As favelas, o povo preto, o gay, o deficiente, enfim, minorias em geral, ainda não têm o espaço de merecimento na grande imprensa, exceto quando a pauta é violência. Raramente o espaço é aberto para que esses comuns de nosso dia a dia explanem seus sonhos, medos, anseios, vivências, talentos… graças a Deus, os anônimos estão deixando de ser anônimos justamente por não esperarem nada da grande mídia. Hoje, eles abrem seus próprios canais e páginas para se tornarem visíveis.
Você já tem livro publicado e pode ser considerado um influenciador digital. A ideia é expandir o seu novo projeto para outras plataformas?
Até por considerar que minhas aspas ainda são invisíveis, não acredito que seja um influenciador digital. Talvez um micro, não sei. Procuro não pensar muito nisso. Não tenho influenciado nem dentro da minha própria casa (risos). Pretendo ganhar notoriedade por meio do meu trabalho, que sempre foi feito com seriedade e, aos poucos, conquistar meu público de fato para, aí sim, ter algum poder de influência relevante que fomente o pensar e o questionar nas pessoas.
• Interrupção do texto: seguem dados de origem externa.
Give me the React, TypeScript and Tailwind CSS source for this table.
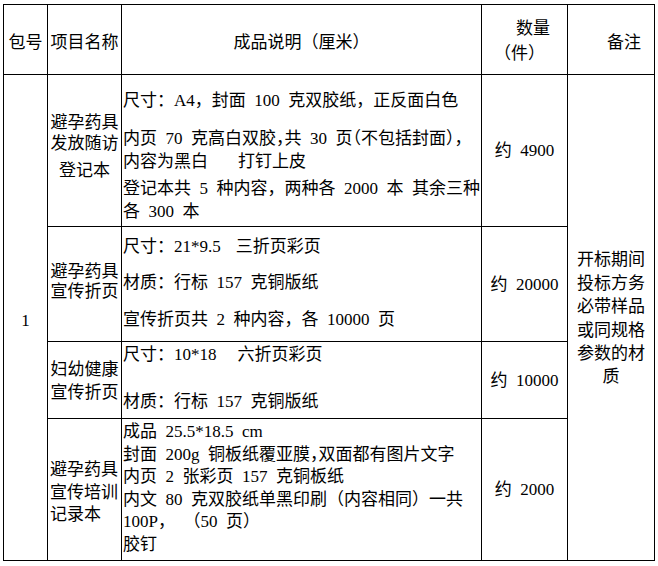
const sp = (t: string) => t.replace(/ /g, '\u2002');

const cell = 'border border-black p-0';

export default function App() {
  return (
    <div className="bg-white min-h-screen pt-[4px] pl-[3px] text-black text-[17px] leading-[23px] [font-family:'Liberation_Serif','Noto_Sans_CJK_SC',serif]">
      <table className="table-fixed border-collapse w-[651px]">
        <colgroup>
          <col className="w-[44px]" />
          <col className="w-[74px]" />
          <col className="w-[360px]" />
          <col className="w-[86px]" />
          <col className="w-[87px]" />
        </colgroup>
        <tbody>
          {/* header */}
          <tr className="h-[70px]">
            <td className={`${cell} text-center align-middle pt-[5px]`}>包号</td>
            <td className={`${cell} text-center align-middle pt-[5px]`}>项目名称</td>
            <td className={`${cell} text-center align-middle pt-[5px]`}>成品说明（厘米）</td>
            <td className={`${cell} align-middle pt-[3px]`}>
              <div className="leading-[25px] pl-[34px]">数量</div>
              <div className="leading-[25px] pl-[12px]">（件）</div>
            </td>
            <td className={`${cell} align-middle pt-[5px] pl-[39px]`}>备注</td>
          </tr>

          {/* row 1 */}
          <tr className="h-[152px]">
            <td rowSpan={4} className={`${cell} text-center align-middle pt-[6px]`}>1</td>
            <td className={`${cell} text-center align-top pt-[37px] leading-[21px]`}>
              <div>避孕药具</div>
              <div>发放随访</div>
              <div className="mt-[6px]">登记本</div>
            </td>
            <td className={`${cell} align-top pt-[14px] pl-[1px] whitespace-nowrap`}>
              <div>{sp('尺寸：A4，封面 100 克双胶纸，正反面白色')}</div>
              <div className="mt-[15px] [font-feature-settings:'halt']">{sp('内页 70 克高白双胶，共 30 页（不包括封面），')}</div>
              <div>
                内容为黑白<span className="ml-[30px]">打钉上皮</span>
              </div>
              <div className="mt-[4px]">{sp('登记本共 5 种内容，两种各 2000 本 其余三种')}</div>
              <div>{sp('各 300 本')}</div>
            </td>
            <td className={`${cell} text-center align-middle`}>{sp('约 4900')}</td>
            <td rowSpan={4} className={`${cell} text-center align-middle leading-[23.4px] pt-[2px]`}>
              <div>开标期间</div>
              <div>投标方务</div>
              <div>必带样品</div>
              <div>或同规格</div>
              <div>参数的材</div>
              <div>质</div>
            </td>
          </tr>

          {/* row 2 */}
          <tr className="h-[115px]">
            <td className={`${cell} text-center align-top pt-[35px] leading-[20px]`}>
              <div>避孕药具</div>
              <div>宣传折页</div>
            </td>
            <td className={`${cell} align-top pt-[8px] pl-[1px] whitespace-nowrap`}>
              <div>
                尺寸：21*9.5<span className="ml-[15px]">三折页彩页</span>
              </div>
              <div className="mt-[13px]">{sp('材质：行标 157 克铜版纸')}</div>
              <div className="mt-[14px]">{sp('宣传折页共 2 种内容，各 10000 页')}</div>
            </td>
            <td className={`${cell} text-center align-middle`}>{sp('约 20000')}</td>
          </tr>

          {/* row 3 */}
          <tr className="h-[77px]">
            <td className={`${cell} text-center align-top pt-[16px]`}>
              <div>妇幼健康</div>
              <div>宣传折页</div>
            </td>
            <td className={`${cell} align-top pt-[1px] pl-[1px] whitespace-nowrap`}>
              <div>
                尺寸：10*18<span className="ml-[21px]">六折页彩页</span>
              </div>
              <div className="mt-[24px]">{sp('材质：行标 157 克铜版纸')}</div>
            </td>
            <td className={`${cell} text-center align-middle`}>{sp('约 10000')}</td>
          </tr>

          {/* row 4 */}
          <tr className="h-[142px]">
            <td className={`${cell} align-top pt-[40px] pl-[2px] leading-[22.5px]`}>
              <div>避孕药具</div>
              <div>宣传培训</div>
              <div>记录本</div>
            </td>
            <td className={`${cell} align-top pt-[2px] pl-[1px] whitespace-nowrap leading-[22.6px]`}>
              <div>{sp('成品 25.5*18.5 cm')}</div>
              <div className="[font-feature-settings:'halt']">{sp('封面 200g 铜板纸覆亚膜，双面都有图片文字')}</div>
              <div>{sp('内页 2 张彩页 157 克铜板纸')}</div>
              <div>{sp('内文 80 克双胶纸单黑印刷（内容相同）一共')}</div>
              <div>{sp('100P， （50 页）')}</div>
              <div>胶钉</div>
            </td>
            <td className={`${cell} text-center align-middle`}>{sp('约 2000')}</td>
          </tr>
        </tbody>
      </table>
    </div>
  );
}
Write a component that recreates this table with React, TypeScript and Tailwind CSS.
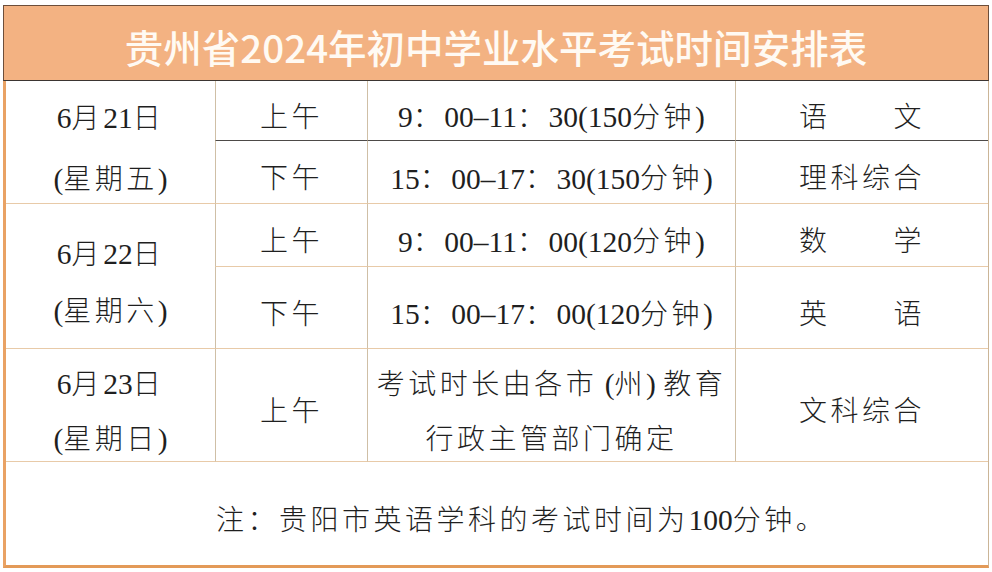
const CJK = /([\u3000-\u303f\u3400-\u9fff\uff00-\uffef]+)/;

function Txt({ s }: { s: string }) {
  return (
    <>
      {s
        .split(CJK)
        .filter(Boolean)
        .map((part, i) =>
          CJK.test(part) ? (
            <span key={i} className="tracking-[3.5px] font-light">
              {part}
            </span>
          ) : (
            <span key={i} className="text-[29.5px]">
              {part}
            </span>
          )
        )}
    </>
  );
}

const cell =
  "flex items-center justify-center pt-[14px] border-b border-[#e8caa8] text-center";
const col = "border-l border-l-[#cfbfa6]";

export default function App() {
  return (
    <div className="w-[992px] h-[572px] bg-white pt-[5px] pl-[3px]">
      <div className="w-[986px]">
        <div className="h-[76px] bg-[#f3b282] border-t border-l border-r border-[#6d4e3a] border-b border-b-[#3b3532] flex items-center justify-center pt-[6px]">
          <h1 className="font-['Noto_Sans_CJK_SC',sans-serif] font-medium text-[38.5px] leading-none text-[#fffaf3]">
            贵州省2024年初中学业水平考试时间安排表
          </h1>
        </div>

        <div className="grid grid-cols-[209px_152px_368px_1fr] grid-rows-[60px_63px_63px_82px_113px_103px] border-l-[3px] border-l-[#e9a264] border-b-[3px] border-b-[#e39a58] border-r border-r-[#cbb597] font-['Liberation_Serif','Noto_Sans_CJK_SC',serif] text-[28px] text-[#1f1f1f]">
          {/* 6月21日 */}
          <div className={`${cell} row-span-2 flex-col leading-[61px]`}>
            <div><Txt s="6月21日" /></div>
            <div><Txt s="(星期五)" /></div>
          </div>
          <div className={`${cell} ${col} border-b-[#4d4a48]`}><Txt s="上午" /></div>
          <div className={`${cell} ${col} border-b-[#4d4a48]`}><Txt s="9：00–11：30(150分钟)" /></div>
          <div className={`${cell} ${col} border-b-[#4d4a48]`}><Txt s="语　　文" /></div>
          <div className={`${cell} ${col}`}><Txt s="下午" /></div>
          <div className={`${cell} ${col}`}><Txt s="15：00–17：30(150分钟)" /></div>
          <div className={`${cell} ${col}`}><Txt s="理科综合" /></div>

          {/* 6月22日 */}
          <div className={`${cell} row-span-2 flex-col leading-[56px]`}>
            <div><Txt s="6月22日" /></div>
            <div><Txt s="(星期六)" /></div>
          </div>
          <div className={`${cell} ${col}`}><Txt s="上午" /></div>
          <div className={`${cell} ${col}`}><Txt s="9：00–11：00(120分钟)" /></div>
          <div className={`${cell} ${col}`}><Txt s="数　　学" /></div>
          <div className={`${cell} ${col}`}><Txt s="下午" /></div>
          <div className={`${cell} ${col}`}><Txt s="15：00–17：00(120分钟)" /></div>
          <div className={`${cell} ${col}`}><Txt s="英　　语" /></div>

          {/* 6月23日 */}
          <div className={`${cell} flex-col leading-[55px]`}>
            <div><Txt s="6月23日" /></div>
            <div><Txt s="(星期日)" /></div>
          </div>
          <div className={`${cell} ${col}`}><Txt s="上午" /></div>
          <div className={`${cell} ${col} flex-col leading-[55px]`}>
            <div><Txt s="考试时长由各市 (州) 教育" /></div>
            <div><Txt s="行政主管部门确定" /></div>
          </div>
          <div className={`${cell} ${col}`}><Txt s="文科综合" /></div>

          <div className="col-span-4 flex items-center pt-[14px] pl-[210px]">
            <Txt s="注：贵阳市英语学科的考试时间为100分钟。" />
          </div>
        </div>
      </div>
    </div>
  );
}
Além do YouTube, o ‘Aspas Invisíveis’ está disponível também na versão podcast das principais plataformas de streaming. A gente precisa estar imerso às novas possibilidades do mercado para alcançar as pessoas de alguma forma, né? Jornalista hoje que se contenta em apenas reclamar da falta de oportunidades, morre sem elas. Se quiser ser visto, lido, acessado ou ouvido, o profissional de 2020 deve criar suas oportunidades.